Instructions for the task:
Starting at the first line of the data, print each line verbatim up to and including the line bearing "const query = ref('')", omitting pictures.

Provided data:
——

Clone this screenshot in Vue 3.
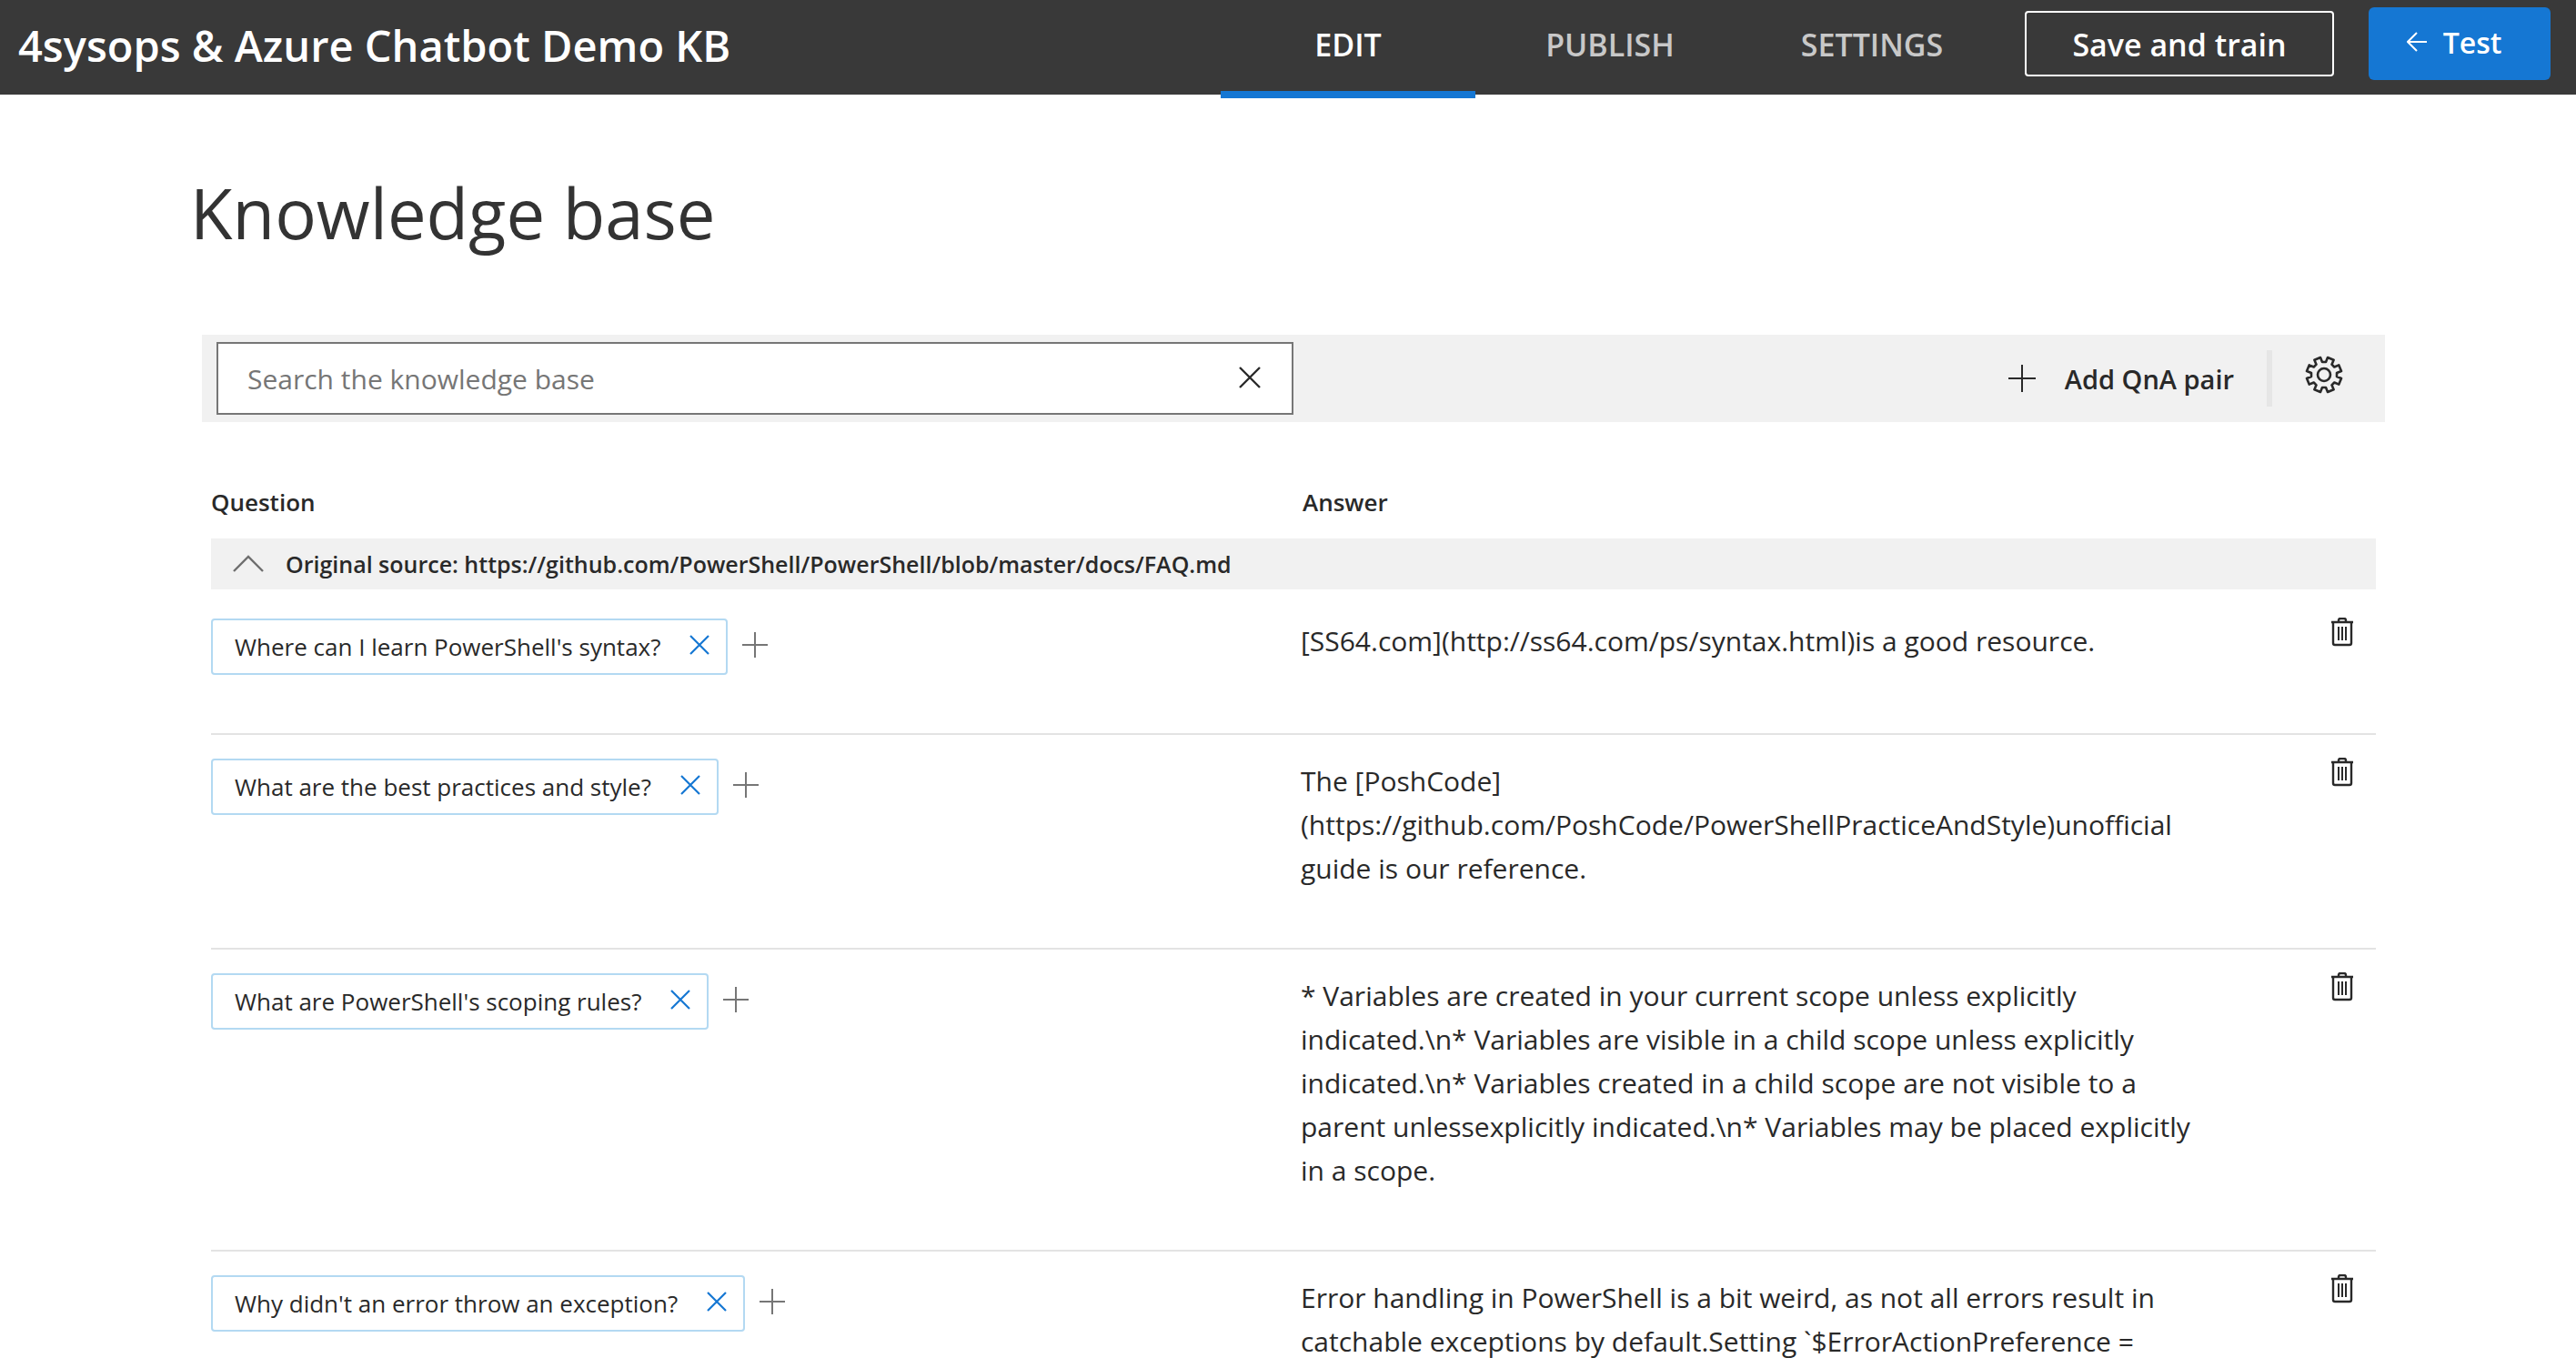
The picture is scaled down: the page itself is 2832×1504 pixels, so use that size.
<script setup>
import { ref } from 'vue'

const tabs = ['EDIT', 'PUBLISH', 'SETTINGS']
const activeTab = ref('EDIT')
const query = ref('')

const pairs = ref([
  {
    question: "Where can I learn PowerShell's syntax?",
    answer: '[SS64.com](http://ss64.com/ps/syntax.html)is a good resource.',
  },
  {
    question: 'What are the best practices and style?',
    answer:
      'The [PoshCode](https://github.com/PoshCode/PowerShellPracticeAndStyle)unofficial guide is our reference.',
  },
  {
    question: "What are PowerShell's scoping rules?",
    answer:
      '* Variables are created in your current scope unless explicitly indicated.\\n* Variables are visible in a child scope unless explicitly indicated.\\n* Variables created in a child scope are not visible to a parent unlessexplicitly indicated.\\n* Variables may be placed explicitly in a scope.',
  },
  {
    question: "Why didn't an error throw an exception?",
    answer:
      'Error handling in PowerShell is a bit weird, as not all errors result in catchable exceptions by default.Setting `$ErrorActionPreference =',
  },
])

// Eight-toothed gear: one notch profile repeated every 45 degrees.
const notch = [[-4, -19], [-2, -14], [2, -14], [4, -19]]
const gearPoints = Array.from({ length: 8 }, (_, i) => {
  const a = (i * Math.PI) / 4
  return notch
    .map(([x, y]) => [
      (21 + x * Math.cos(a) - y * Math.sin(a)).toFixed(1),
      (21 + x * Math.sin(a) + y * Math.cos(a)).toFixed(1),
    ].join(','))
    .join(' ')
}).join(' ')
</script>

<template>
  <div class="shell">
    <header class="topbar">
      <div class="kb-name">4sysops &amp; Azure Chatbot Demo KB</div>
      <nav class="tabs">
        <a
          v-for="tab in tabs"
          :key="tab"
          href="#"
          class="tab"
          :class="{ active: tab === activeTab }"
          @click.prevent="activeTab = tab"
        >{{ tab }}</a>
      </nav>
      <button type="button" class="save">Save and train</button>
      <button type="button" class="test">
        <svg width="22" height="22" viewBox="0 0 22 22" fill="none" stroke="currentColor" stroke-width="2">
          <path d="M22 11H2M11 1L1 11l10 10" />
        </svg>
        <span>Test</span>
      </button>
    </header>

    <main class="page">
      <h1>Knowledge base</h1>

      <div class="toolbar">
        <div class="search">
          <input v-model="query" type="text" aria-label="Search the knowledge base" placeholder="Search the knowledge base" />
          <button type="button" class="icon clear" aria-label="Clear search" @click="query = ''">
            <svg width="24" height="24" viewBox="0 0 24 24" fill="none" stroke="currentColor" stroke-width="2.4">
              <path d="M1 1l22 22M23 1L1 23" />
            </svg>
          </button>
        </div>
        <button type="button" class="add-pair">
          <svg width="30" height="30" viewBox="0 0 30 30" fill="none" stroke="currentColor" stroke-width="2">
            <path d="M15 0v30M0 15h30" />
          </svg>
          <span>Add QnA pair</span>
        </button>
        <span class="divider"></span>
        <button type="button" class="icon settings" aria-label="View options">
          <svg width="42" height="42" viewBox="0 0 42 42" fill="none" stroke="currentColor" stroke-width="2.6" stroke-linejoin="round">
            <polygon :points="gearPoints" />
            <circle cx="21" cy="21" r="7" />
          </svg>
        </button>
      </div>

      <table class="pairs">
        <colgroup>
          <col class="col-question" />
          <col />
          <col class="col-action" />
        </colgroup>
        <thead>
          <tr>
            <th scope="col">Question</th>
            <th scope="col" class="answer-head">Answer</th>
            <td></td>
          </tr>
        </thead>
        <tbody>
          <tr>
            <th colspan="3" scope="rowgroup" class="source-cell">
              <div class="source">
                <button type="button" class="icon" aria-label="Collapse source">
                  <svg width="34" height="20" viewBox="0 0 34 20" fill="none" stroke="currentColor" stroke-width="2.4">
                    <path d="M1 18L17 2l16 16" />
                  </svg>
                </button>
                <span>Original source: https://github.com/PowerShell/PowerShell/blob/master/docs/FAQ.md</span>
              </div>
            </th>
          </tr>
          <tr v-for="pair in pairs" :key="pair.question" class="pair">
            <td class="question">
              <div class="chips">
                <span class="chip">
                  <span>{{ pair.question }}</span>
                  <button type="button" class="icon remove" aria-label="Remove question">
                    <svg width="22" height="22" viewBox="0 0 22 22" fill="none" stroke="currentColor" stroke-width="2.2">
                      <path d="M1 1l20 20M21 1L1 21" />
                    </svg>
                  </button>
                </span>
                <button type="button" class="icon plus" aria-label="Add alternative question">
                  <svg width="28" height="28" viewBox="0 0 28 28" fill="none" stroke="currentColor" stroke-width="2">
                    <path d="M14 0v28M0 14h28" />
                  </svg>
                </button>
              </div>
            </td>
            <td class="answer">{{ pair.answer }}</td>
            <td class="action">
              <button type="button" class="icon" aria-label="Delete pair">
                <svg width="24" height="32" viewBox="0 0 24 32" fill="none" stroke="currentColor" stroke-width="2.4">
                  <path d="M0 5h24M8 5V3q0-2 2-2h4q2 0 2 2v2" />
                  <path d="M2 5v23q0 2 2 2h16q2 0 2-2V5" />
                  <path d="M8 10v15M12 10v15M16 10v15" stroke-width="2" />
                </svg>
              </button>
            </td>
          </tr>
        </tbody>
      </table>
    </main>
  </div>
</template>

<style>
body {
  margin: 0;
  background: #fff;
}
</style>

<style scoped>
.shell {
  height: 100vh;
  overflow: hidden;
  color: #292929;
  font-family: "Open Sans", "Noto Sans", sans-serif;
}

button {
  font: inherit;
  color: inherit;
  cursor: pointer;
}

svg {
  display: block;
}

.icon {
  display: block;
  flex: none;
  padding: 0;
  border: 0;
  background: none;
}

.topbar {
  display: flex;
  align-items: center;
  box-sizing: border-box;
  height: 104px;
  padding: 0 28px 8px 20px;
  background: #393939;
  color: #fff;
  font-weight: 600;
}

.kb-name {
  flex: 1;
  padding-top: 4px;
  font-size: 47px;
  line-height: 64px;
  white-space: nowrap;
}

.tabs {
  display: flex;
  gap: 8px;
  margin-right: 28px;
}

.tab {
  position: relative;
  width: 280px;
  padding-top: 2px;
  color: #c8c8c8;
  font-size: 34px;
  line-height: 96px;
  text-align: center;
  text-decoration: none;
}

.tab.active {
  color: #fff;
}

.tab.active::after {
  content: "";
  position: absolute;
  right: 0;
  bottom: -11px;
  left: 0;
  height: 8px;
  background: #1577d3;
}

.save {
  width: 340px;
  height: 72px;
  padding: 2px 0 0;
  border: 2px solid #fff;
  border-radius: 4px;
  background: none;
  font-size: 34px;
}

.test {
  display: flex;
  align-items: center;
  justify-content: center;
  gap: 18px;
  width: 200px;
  height: 80px;
  margin-left: 38px;
  padding: 0 12px 4px 0;
  border: 0;
  border-radius: 6px;
  background: #1577d3;
  font-size: 32px;
}

.page {
  padding: 76px 210px 0 222px;
}

h1 {
  margin: 0 0 80px -13px;
  color: #333;
  font-size: 76px;
  font-weight: 400;
  line-height: 108px;
}

.toolbar {
  display: flex;
  align-items: center;
  box-sizing: border-box;
  height: 96px;
  padding: 0 46px 0 16px;
  background: #f1f1f1;
}

.search {
  display: flex;
  align-items: center;
  box-sizing: border-box;
  width: 1184px;
  height: 80px;
  margin-right: auto;
  padding: 0 34px 0 32px;
  border: 2px solid #767676;
  background: #fff;
}

.search input {
  flex: 1;
  min-width: 0;
  padding: 0;
  border: 0;
  outline: 0;
  background: none;
  color: inherit;
  font: inherit;
  font-size: 30px;
}

.search input::placeholder {
  color: #767676;
  opacity: 1;
}

.clear {
  margin-bottom: 2px;
}

.add-pair {
  display: flex;
  align-items: center;
  gap: 32px;
  padding: 0;
  border: 0;
  background: none;
  font-size: 29px;
  font-weight: 600;
}

.divider {
  width: 6px;
  height: 62px;
  margin: 0 36px;
  background: #e6e6e6;
}

.settings {
  margin-bottom: 8px;
}

.pairs {
  width: calc(100% - 20px);
  margin: 0 10px;
  border-spacing: 0;
  table-layout: fixed;
}

.col-question {
  width: 50%;
}

.col-action {
  width: 200px;
}

th,
td {
  padding: 0;
  text-align: left;
  vertical-align: top;
}

thead th {
  padding: 70px 0 22px;
  font-size: 26px;
  font-weight: 600;
  line-height: 36px;
}

thead .answer-head {
  padding-left: 10px;
}

.source-cell {
  padding-bottom: 6px;
}

.source {
  display: flex;
  align-items: center;
  gap: 24px;
  height: 56px;
  padding-left: 24px;
  background: #f1f1f1;
  font-size: 25px;
  font-weight: 600;
}

.source .icon {
  color: #6e6e6e;
}

.pair td {
  border-bottom: 2px solid #e3e3e3;
}

.pair .question {
  padding: 26px 0 64px;
}

.chips {
  display: flex;
  align-items: center;
  gap: 16px;
}

.chip {
  display: flex;
  align-items: center;
  gap: 32px;
  box-sizing: border-box;
  height: 62px;
  padding: 0 18px 0 24px;
  border: 2px solid #b3d9f2;
  border-radius: 4px;
  font-size: 26px;
}

.chips .icon {
  margin-bottom: 4px;
}

.remove {
  color: #1577d3;
}

.plus {
  color: #767676;
}

.pair .answer {
  padding: 27px 0 63px 8px;
  font-size: 30px;
  line-height: 48px;
}

.pair .action {
  padding: 25px 25px 0 0;
}

.action .icon {
  margin-left: auto;
}
</style>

——

Response to this exercise:
Clone this screenshot in Vue 3.
The picture is scaled down: the page itself is 2832×1504 pixels, so use that size.
<script setup>
import { ref } from 'vue'

const tabs = ['EDIT', 'PUBLISH', 'SETTINGS']
const activeTab = ref('EDIT')
const query = ref('')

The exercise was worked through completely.